Till a few years ago, no one in the Pakistani media could believe that a journalist’s handcuffed and tortured body would be found one day. But Fata journalist Hayatullah Khan’s body was found in just that condition in 2005, almost five months after his disappearance.

The families of journalists have also come under attack. Hayatullah’s wife was not only attacked – after she identified the alleged kidnappers of her husband in her testimony before a judicial commission – but killed. What followed was a string of killings of journalists in Fata and Khyber Pakhtunkhwa.

Once it would have been hard to believe that a journalist would be picked up from Islamabad, our most protected city, and his body would be found in a Punjab town. But that happened to Saleem Shahzad, who was under threat for his bold writing and sensitive disclosures.

Once it was impossible for anyone to believe that a journalist would be found dead just 30 minutes after giving a live beeper on TV.

But this too happened with Musa Khankhel, a correspondent for Geo News in Swat, who was killed soon after he reported on the procession of Sufi Mohammad, the head of the Tehreek-e-Nifaz-e-Shariat-e-Mohammadi.

Another journalist, Mohammad Ibrahim, was shot dead along with his camera man after interviewing the head of an outlawed group in Fata.

Once it would have been unthinkable that a columnist would be killed simply because of a misleading headline. But Dr Chishty Mujahid was. A group claimed responsibility, signalling the beginning of dangerous times ahead for journalists in Balochistan, once the safest province for journalists.

Dozens of journalists have been killed there since then. The latest case was of the kidnapping and murder of Abdul Razzaq Baloch. His family was not able to get justice despite a petition filed in March after his disappearance.

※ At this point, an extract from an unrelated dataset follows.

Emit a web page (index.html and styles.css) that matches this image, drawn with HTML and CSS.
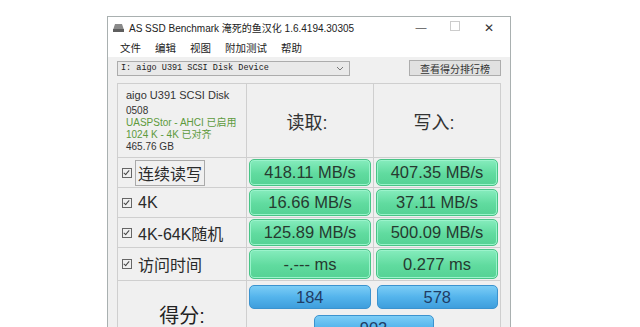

In Karachi, journalists are threatened and killed by ethnic and political groups. Wali Khan Babar’s case still haunts journalists in Karachi. In that case, all the witnesses – including investigating officers – were killed.

What is common in all these cases is the state’s failure to protect journalists. Many journalists have migrated from Fata and Balochistan to safe houses in other cities.

Journalists in Fata find it most difficult to report on the ongoing conflict and anything relating to the Taliban or army operations.

With the massive rise in the number of militant groups – whether ethnic, sectarian, jihadi, political or with underworld connections, as well as state intelligence agencies – a journalist’s work has become more and more hazardous in Pakistan.

The failure of the state to provide safety and the failure of media houses to provide training have led to huge risks and Pakistan has come to be ranked among the three most dangerous countries in the world for journalists.

Pakistani journalists and the media must keep in mind that more difficult days may lie ahead.

No training or protection can give you 100 percent guarantee of safety, but proper training can certainly give reporters the strength to cover a story with courage if they get insurance cover and appropriate equipment to protect themselves.